- What needs to be done
Print, word for word, the opening line of the data below and every line after it through the line that contains "const gaugeTicks = [150, 185, 220, 255, 290, 325, 0, 35];", but not the pictures.

- Data shown
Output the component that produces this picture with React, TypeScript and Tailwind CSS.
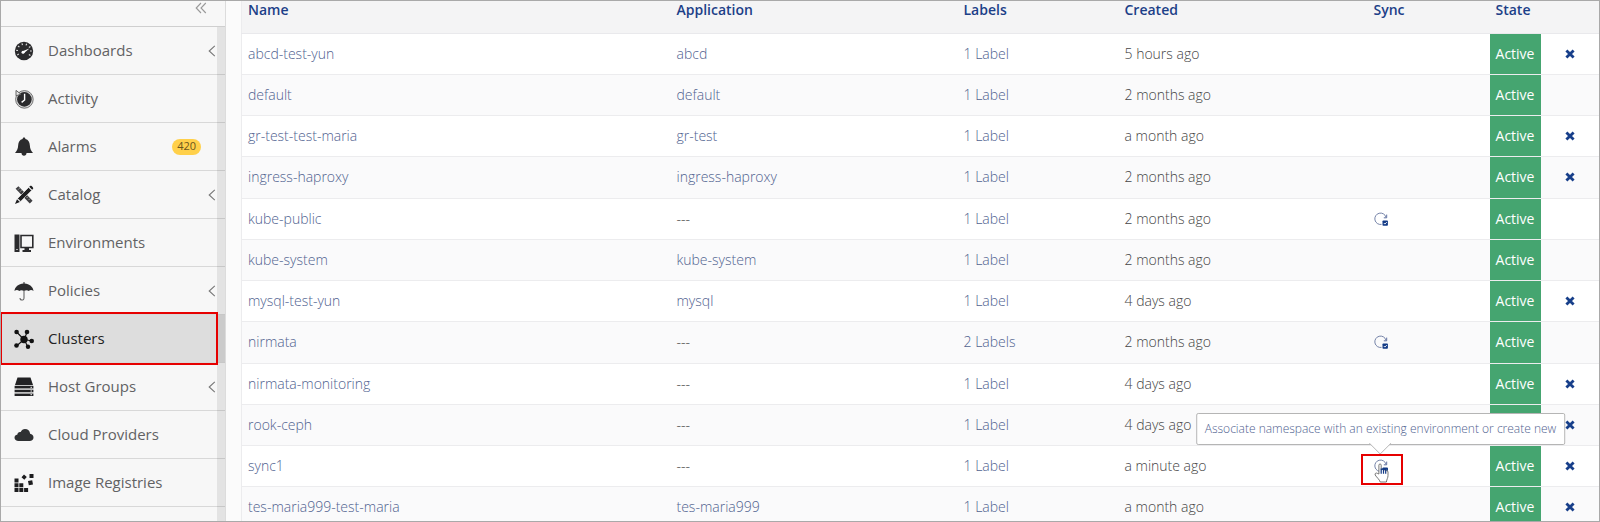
import type { ReactNode } from "react";

type NavItem = { label: string; icon: ReactNode; badge?: string; expandable?: boolean; active?: boolean };

const gaugeTicks = [150, 185, 220, 255, 290, 325, 0, 35];

const nav: NavItem[] = [
  {
    label: "Dashboards",
    expandable: true,
    icon: (
      <>
        <circle cx="10" cy="10" r="9.2" fill="#2b2b2d" />
        {gaugeTicks.map((a) => (
          <path key={a} d="M16 10h1.8" stroke="#ddd" strokeWidth="1.2" transform={`rotate(${a} 10 10)`} />
        ))}
        <path d="M8.5 10.2 15.4 7.4 9.6 12.4z" fill="#fff" />
        <circle cx="9" cy="11.2" r="1.5" fill="#fff" />
      </>
    ),
  },
  {
    label: "Activity",
    icon: (
      <>
        <circle cx="10.4" cy="10.4" r="8.8" fill="#d8d8d8" stroke="#666" strokeWidth=".9" />
        <circle cx="10.4" cy="10.4" r="7.3" fill="#2b2b2d" />
        <path d="M2 1.4v5.4l5-1.6z" fill="#e4e4e4" stroke="#555" strokeWidth=".9" />
        <path d="M10.6 4.8v6.2l-3 2.4" fill="none" stroke="#fff" strokeWidth="1.4" />
      </>
    ),
  },
  {
    label: "Alarms",
    badge: "420",
    icon: (
      <path
        d="M10 .6c.9 0 1.4.6 1.4 1.5 3 .7 4.2 3 4.400 6 .2 3.600 1.100 5.600 3.200 7.900H12.500c0 1.700-1.100 2.800-2.500 2.800S7.500 17.700 7.500 16H1c2.100-2.300 3-4.300 3.200-7.900.2-3 1.400-5.300 4.400-6C8.600 1.200 9.100.6 10 .6z"
        fill="#2b2b2d"
      />
    ),
  },
  {
    label: "Catalog",
    expandable: true,
    icon: (
      <>
        <path d="M1.600 3.800 4.400 1.200 18.600 15.800 15.800 18.600z" fill="#3f3f42" />
        <path d="M5.600 3.200 4.200 4.600M7.600 5.200 6.200 6.600M14 11.600l-1.400 1.400M16 13.600 14.600 15" stroke="#bbb" strokeWidth=".8" />
        <path d="M3.600 13.400 14.600 2.400l3 3-11 11z" fill="#1e1e20" stroke="#f7f7f7" strokeWidth=".6" />
        <path d="M15.200 1.800 16.400.8c.8-.7 3.500 1.900 2.800 2.800l-1 1.200zM3 14.200 1 19l4.900-2z" fill="#1e1e20" />
      </>
    ),
  },
  {
    label: "Environments",
    icon: (
      <>
        <path d="M.5 1.500h5v17.500h-5z" fill="#2b2b2d" />
        <path d="M2 16.500h2" stroke="#aaa" />
        <path d="M7 2.500h11.800v12H7z" fill="#f7f7f7" stroke="#2b2b2d" strokeWidth="1.600" />
        <path d="M10.500 15h4.500v2h2v2H8.500v-2h2z" fill="#2b2b2d" />
      </>
    ),
  },
  {
    label: "Policies",
    expandable: true,
    icon: (
      <>
        <path d="M9.500 1h1v1.600c5 .3 8.700 3.400 9 7.400-1.400-1.300-3.300-1.400-4.700 0-1.300-1.100-3.200-1.100-4.800 0-1.600-1.100-3.500-1.100-4.800 0-1.400-1.400-3.300-1.300-4.700 0 .3-4 4-7.100 9-7.400z" fill="#2b2b2d" />
        <path d="M10 9.500v7.500c0 2.800-4 2.600-4 0" fill="none" stroke="#666" strokeWidth="1.100" />
      </>
    ),
  },
  {
    label: "Clusters",
    active: true,
    icon: (
      <>
        <path d="m10 10.500-7.400-7.500M10 10.500l3-7M10 10.500l8.500 1.500M10 10.500l4 7.500M10 10.500 2.500 17" stroke="#111" strokeWidth="1.100" />
        <circle cx="10" cy="10.500" r="3.700" fill="#111" />
        <circle cx="2.600" cy="3" r="2.300" fill="#111" />
        <circle cx="13" cy="3" r="2.300" fill="#111" />
        <circle cx="17.700" cy="12" r="2.300" fill="#111" />
        <circle cx="14" cy="17.700" r="2.200" fill="#111" />
        <circle cx="2.500" cy="16.500" r="2.300" fill="#111" />
      </>
    ),
  },
  {
    label: "Host Groups",
    expandable: true,
    icon: (
      <>
        <path d="M3.500.5h13l2.500 7.500H1zM.6 9h18.800v2.600H.6zM.6 12.700h18.800v2.600H.6zM.6 16.400h18.800V19H.6z" fill="#222224" />
        <path d="M.8 8.500h18.400M.8 12.200h18.400M.8 15.900h18.400" stroke="#bbb" strokeWidth=".9" />
        <path d="M16.500 10.300h1.500M16.500 14h1.500M16.500 17.700h1.500" stroke="#eee" />
      </>
    ),
  },
  {
    label: "Cloud Providers",
    icon: (
      <path
        d="M4.500 16C2.200 16 .5 14.600.5 12.700c0-1.700 1.200-2.900 2.900-3.200C3.500 7.500 5 6.600 6.700 7c.9-1.900 2.300-2.900 4.300-2.900 2.900 0 4.900 1.900 5.100 4.600 2 .3 3.400 1.700 3.400 3.700 0 2.100-1.600 3.600-3.900 3.600z"
        fill="#2f3133"
      />
    ),
  },
  {
    label: "Image Registries",
    icon: (
      <path
        d="M.5 5.500h4v4h-4zM.5 10.300h4v4h-4zM.5 15.100h4v4h-4zM5.300 10.300h4v4h-4zM5.300 15.100h4v4h-4zM10.100 15.100h4v4h-4zM15.500 1h4v4h-4zM10 1.500l2.800 2.500-2.500 2.800L7.500 4.200zM14 8l4.200-.8.8 4.200-4.200.8z"
        fill="#1d1d1f"
      />
    ),
  },
];

type Row = { name: string; app: string; labels: string; created: string; sync?: "icon" | "hover"; removable?: boolean };

const rows: Row[] = [
  { name: "abcd-test-yun", app: "abcd", labels: "1 Label", created: "5 hours ago", removable: true },
  { name: "default", app: "default", labels: "1 Label", created: "2 months ago" },
  { name: "gr-test-test-maria", app: "gr-test", labels: "1 Label", created: "a month ago", removable: true },
  { name: "ingress-haproxy", app: "ingress-haproxy", labels: "1 Label", created: "2 months ago", removable: true },
  { name: "kube-public", app: "---", labels: "1 Label", created: "2 months ago", sync: "icon" },
  { name: "kube-system", app: "kube-system", labels: "1 Label", created: "2 months ago" },
  { name: "mysql-test-yun", app: "mysql", labels: "1 Label", created: "4 days ago", removable: true },
  { name: "nirmata", app: "---", labels: "2 Labels", created: "2 months ago", sync: "icon" },
  { name: "nirmata-monitoring", app: "---", labels: "1 Label", created: "4 days ago", removable: true },
  { name: "rook-ceph", app: "---", labels: "1 Label", created: "4 days ago", removable: true },
  { name: "sync1", app: "---", labels: "1 Label", created: "a minute ago", sync: "hover", removable: true },
  { name: "tes-maria999-test-maria", app: "tes-maria999", labels: "1 Label", created: "a month ago", removable: true },
];

function SyncIcon() {
  return (
    <svg viewBox="0 0 14 14" className="size-[14px]" fill="none" aria-hidden="true">
      <path d="M7.500 12.400A5.700 5.700 0 1 1 12 5.200" stroke="#7583a8" strokeWidth="1" />
      <path d="M12.700 2.600v3.200H9.800" stroke="#5f70a0" strokeWidth="1" />
      <rect x="8.500" y="8.400" width="5.400" height="5.400" rx=".8" fill="#123a86" />
      <path d="m9.800 11 1.100 1.100 1.900-2" stroke="#fff" strokeWidth=".9" />
    </svg>
  );
}

function HandCursor() {
  return (
    <svg viewBox="0 0 15 20" className="pointer-events-none absolute left-[11px] top-[7px] h-5 w-[15px]" aria-hidden="true">
      <path
        d="M4.900 11V2.200c0-1.700 2.300-1.700 2.300 0V7c.4-.8 2-.7 2.200.4.500-.7 2-.6 2.200.5.700-.6 2.400-.3 2.400 1.100v3.600c0 2.400-1.200 3.400-1.600 6.400H6.200C5.600 16.600 2.800 14.600 1.200 12c-.8-1.600 1.200-2.500 2.200-1.600z"
        fill="#fff"
        stroke="#666"
        strokeWidth=".9"
      />
      <path d="M7.200 5.500v5.300M9.500 6v4.800M11.700 6v4.800M7.200 6.200H14" stroke="#123a86" strokeWidth="1.200" />
    </svg>
  );
}

function RemoveIcon() {
  return (
    <svg viewBox="0 0 10 10" className="size-[10px]" aria-hidden="true">
      <path d="M1.400 1.400 8.600 8.600M8.600 1.400 1.400 8.600" stroke="#173f8a" strokeWidth="2.800" />
    </svg>
  );
}

function Sidebar() {
  return (
    <aside className="relative w-[225px] shrink-0 border-r border-[#dcdcdc] bg-[#f7f7f7]">
      <div className="flex h-[26px] justify-end border-b border-[#cfcfcf] pr-[18px]">
        <button aria-label="Collapse menu" className="flex h-[14px] items-center">
          <svg viewBox="0 0 12 12" className="size-3" fill="none" stroke="#999" strokeWidth="1.100">
            <path d="M6 1 1.200 6 6 11M10.800 1 6 6l4.800 5" />
          </svg>
        </button>
      </div>
      <nav>
        {nav.map((n) => (
          <a
            key={n.label}
            href="#"
            className={
              n.active
                ? "relative flex h-12 items-center border-b border-[#d8d8d8] bg-[#dddddd] pl-[13px] text-[15px] text-[#222]"
                : "relative flex h-12 items-center border-b border-[#d8d8d8] pl-[13px] text-[15px] text-[#626264]"
            }
          >
            <svg viewBox="0 0 20 20" className="size-5" aria-hidden="true">{n.icon}</svg>
            <span className="ml-[14px] flex-1">{n.label}</span>
            {n.badge && (
              <span className="mr-6 flex h-4 items-center rounded-full bg-[#ffd04a] px-[5px] text-[11px] text-[#6b561c]">{n.badge}</span>
            )}
            {n.expandable && (
              <svg viewBox="0 0 8 12" className="relative z-10 mr-[9px] h-3 w-2" fill="none" stroke="#777" strokeWidth="1.100" aria-hidden="true">
                <path d="M6.800.8 1.200 6l5.600 5.200" />
              </svg>
            )}
            {n.active && <span className="absolute -bottom-[3px] -top-[3px] -left-px right-[7px] z-20 border-2 border-[#e60000]" />}
          </a>
        ))}
      </nav>
      <div className="absolute bottom-0 right-0 top-[26px] w-2 bg-black/[0.08]" />
    </aside>
  );
}

export default function App() {
  return (
    <div className="h-screen overflow-hidden border border-[#a9a9a9] bg-[#fbfbfb] font-['Open_Sans',sans-serif]">
      <div className="flex min-h-full">
        <Sidebar />
        <main className="min-w-0 flex-1 pl-[15px]">
          <table className="w-full table-fixed border-l border-[#ececee] bg-white text-left text-sm font-light">
            <colgroup>
              <col className="w-[429px]" />
              <col className="w-[287px]" />
              <col className="w-[161px]" />
              <col className="w-[249px]" />
              <col className="w-[122px]" />
              <col className="w-[51px]" />
              <col />
            </colgroup>
            <thead>
              <tr className="h-8 border-b border-[#e9e9ec] bg-[#f4f4f5] text-[#1c3f88]">
                {["Name", "Application", "Labels", "Created", "Sync", "State"].map((h) => (
                  <th key={h} className="px-[6px] pb-[14px] font-semibold leading-4">{h}</th>
                ))}
                <td />
              </tr>
            </thead>
            <tbody>
              {rows.map((r) => (
                <tr key={r.name} className="h-[41px] border-b border-[#ececee] text-[#50628f] even:bg-[#fafafb] [&:nth-child(4n)]:h-[42px]">
                  <td className="px-[6px]"><a href="#">{r.name}</a></td>
                  <td className="px-[6px]">{r.app === "---" ? <span className="text-[#444]">---</span> : <a href="#">{r.app}</a>}</td>
                  <td className="px-[6px]"><a href="#">{r.labels}</a></td>
                  <td className="px-[6px] text-[#444]">{r.created}</td>
                  <td className="px-[6px]">
                    {r.sync === "icon" && <button aria-label="Sync namespace" className="flex"><SyncIcon /></button>}
                    {r.sync === "hover" && (
                      <div className="relative flex">
                        <button aria-label="Associate namespace" className="flex"><SyncIcon /></button>
                        <div className="absolute -left-[13px] -top-[5px] h-[31px] w-[42px] border-2 border-[#e60000]"><HandCursor /></div>
                        <div role="tooltip" className="absolute bottom-[28px] left-[7px] z-10 -translate-x-1/2 whitespace-nowrap rounded-xs border border-[#b5b5b5] bg-white px-2 py-[6px] text-xs leading-[18px] text-[#50628f]">
                          Associate namespace with an existing environment or create new
                          <svg viewBox="0 0 22 12" className="absolute -bottom-[11px] left-1/2 h-3 w-[22px] -translate-x-1/2" aria-hidden="true">
                            <path d="M0 0 11 11 22 0" fill="#fff" stroke="#b5b5b5" />
                          </svg>
                        </div>
                      </div>
                    )}
                  </td>
                  <td className="bg-[#45a570] text-center font-normal text-white">Active</td>
                  <td className="pl-6">{r.removable && <button aria-label={`Remove ${r.name}`} className="flex"><RemoveIcon /></button>}</td>
                </tr>
              ))}
            </tbody>
          </table>
        </main>
      </div>
    </div>
  );
}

- Complete output
Output the component that produces this picture with React, TypeScript and Tailwind CSS.
import type { ReactNode } from "react";

type NavItem = { label: string; icon: ReactNode; badge?: string; expandable?: boolean; active?: boolean };

const gaugeTicks = [150, 185, 220, 255, 290, 325, 0, 35];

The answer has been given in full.